What does it really mean in this world at the dawn of the 21st century, when America is the sole superpower, and the United Nations is little more than her noisy instrument?

Every day, the Bush Regime promises it will bring democracy to Iraq, and one can almost hear the swell of the band, the flags rustling in the breeze.

But what does it really mean?

We are told that democracy means the rule of the people. But is that really the case, not merely in Iraq, but in the United States itself?

We live in a nation where the ruling regime had the least votes in the national election, an election, it should be said, where a minority of eligible voters participated.

How is this even remotely the rule of the people?

Nor can we just make this claim about the fitful Americans, for the same can be said about elections in Europe, in Latin America, and beyond. Voters are unreceptive to democratic elections, and a look at them around the world shows people deeply dissatisfied with the democracies that claim to represent them. The reason is simple: they don't.

Canadian journalist Richard Swift, in The No-Nonsense Guide to Democracy (New Internationalist, 2002), explains why:

Our current system of democracy—highly centralized governments in which we are ‘represented’ by a class of professional politicians—seems to have betrayed the promise of self-rule. And while the lack of real choice in competitive candidates and ideas amongst these professional politicians is a part of the malaise, it is hardly the whole picture. The system of centralized state power seems increasingly remote from most people's lives and it becomes difficult to believe that politicians (no matter what their views) concerned with the micro-management of society and economy have any real interest in what is important to us. (pp. 24-5)

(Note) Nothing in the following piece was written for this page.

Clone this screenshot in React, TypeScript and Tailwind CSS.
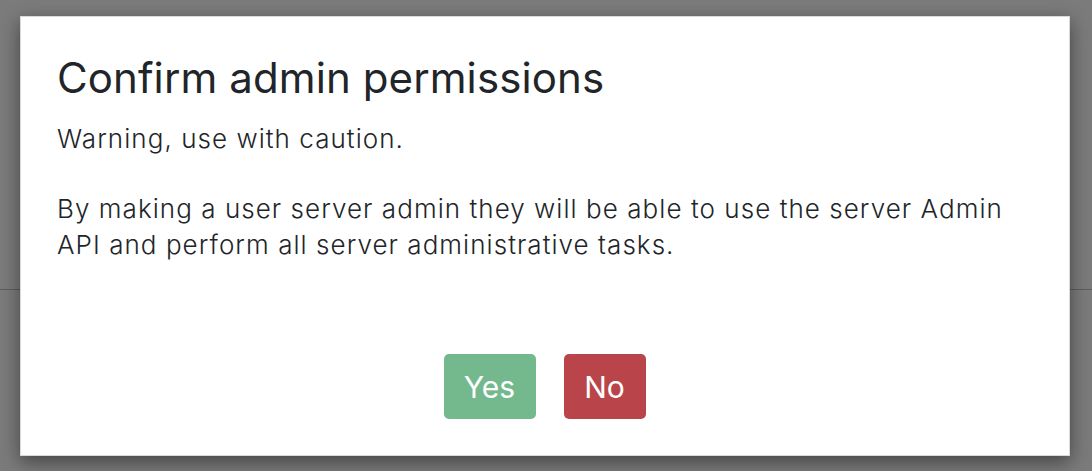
export default function App() {
  return (
    <div className="relative h-[471px] w-[1092px] overflow-hidden bg-[#7b7b7b] font-['Inter','Liberation_Sans',sans-serif] text-[#212529]">
      {/* table rule seen behind the backdrop */}
      <div className="absolute left-0 right-0 top-[289px] h-px bg-[#5e5e5e]" />

      <div className="relative ml-[20px] mt-[16px] flex h-[440px] w-[1050px] flex-col border border-[#d9d9d9] bg-white px-[36px] pb-[36px] pt-[36px] shadow-[0_6px_18px_rgba(0,0,0,0.45)]">
        <h1 className="text-[42px] leading-[50px] font-normal tracking-[0.1px]">Confirm admin permissions</h1>
        <p className="mt-[18px] text-[26px] leading-[36px] font-light tracking-[1.05px]">Warning, use with caution.</p>
        <p className="mt-[34px] text-[26px] leading-[36px] font-light tracking-[1.05px]">
          By making a user server admin they will be able to use the server Admin API and perform all server
          administrative tasks.
        </p>

        <div className="mt-auto flex justify-center gap-[28px] pr-px">
          <button className="h-[65px] w-[92px] rounded-[5px] bg-[#74b98e] text-[30px] leading-none text-white">
            Yes
          </button>
          <button className="h-[65px] w-[82px] rounded-[5px] bg-[#b9454a] text-[30px] leading-none text-white">
            No
          </button>
        </div>
      </div>
    </div>
  )
}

That feeling of political alienation is reinforced by something which happens after every election: the politicians say one thing, yet no sooner is he or she in power, when they do something else. It literally happens every time.

Swift explains: A consequence of this is an extraordinary popular hostility to not only the political class but government per se and all its works. Conservative politicians have proved the most adept at harnessing this hostility (often glorifying the market at the expense of the ‘corrupt’ state) and using anti-government rhetoric to achieve, paradoxically, the very positions of power they are attacking. They are even prone to attack ‘big government’ at the same time they are cynically using the powers of government to reward their friends and vanquish their enemies. (p. 250)

American policy-makers no more want democracy in Iraq, than they do in America. They want people in positions of illusions of power, who answer to American business leaders, not the Iraqi people. They want market rule, not popular rule.

Marx called the modern state's executive nothing but a committee for managing the common affairs of the whole bourgeoisie. (Marx & Engels, The Communist Manifesto, Kerr, 1998, p. 14)

We talk about, and claim our fealty to, democracy, but in this country, as in much of the West, what determines who runs, who wins, and who benefits, all comes down to wealth.

Who but the very wealthy (or those they support) can dare to afford to run for elective office? The U.S. Senate is little more than a millionaire's club. The two-party-endorsed men running for president are millionaires, who went to schools for the rich, and come from well-to-do families.

When is the last time you heard a major politician even mention the working class? If they cannot even mention them, how do you think they will even begin to represent them? They don't. They can't.

To talk about democracy is not enough. It must be practiced. Its best practice is protest and dissent.